A French translation of the Indian edition, Pourquoi j'ai tue Gandhi: Examen et Critique de la Defense de Nathuram Godse ("Why I killed Gandhi: Investigation and Critique of Nathuram Godse's Defense"), was prepared at the request of the Paris-based publisher Michel Desgranges in 2007. His prestigious publishing-house Les Belles Lettres, otherwise specialized in the Greco-Roman classics, had started a series of books on India directed by Francois Gautier, India correspondent for several French dailies. It was a step forward to be published alongside top-ranking Indology scholars like Prof. Michel Angot.
Meanwhile, the English-Indian edition was getting some recognition. It was, after all, a rare entrance into the real thoughts of a Hindu nationalist, as opposed to one of those "expert" analyses by a biased academic Indologist. Even those Westerners who are in the pocket of the Indian secularists can recognize a reliable source when they are presented with one. That is why Prof. Martha Nussbaum used my book as a source in her own book The Clash Within (Harvard 2007, p.165ff., p.362ff.). Not that she wrote anything that Nehruvians in India would disapprove of, but at least she got the Godse part right.

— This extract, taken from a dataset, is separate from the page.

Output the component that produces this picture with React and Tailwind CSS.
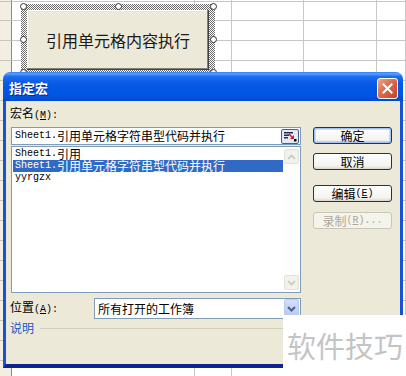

A much updated Dutch edition was published by Aspekt Publishers in Soesterberg, the Netherlands, in 2009. It was included in its series of biographies under the simple title Mahatma Gandhi. This amounted to a first-class burial, obscuring the specificity of the book and making it look like just another biography. But at least I am happy it became available in print again for the Dutch-medium public.
Now the book, updated once more, may well have found its definitive shape in this English edition. I thank Professor Gautam Sen for writing an insightful foreword.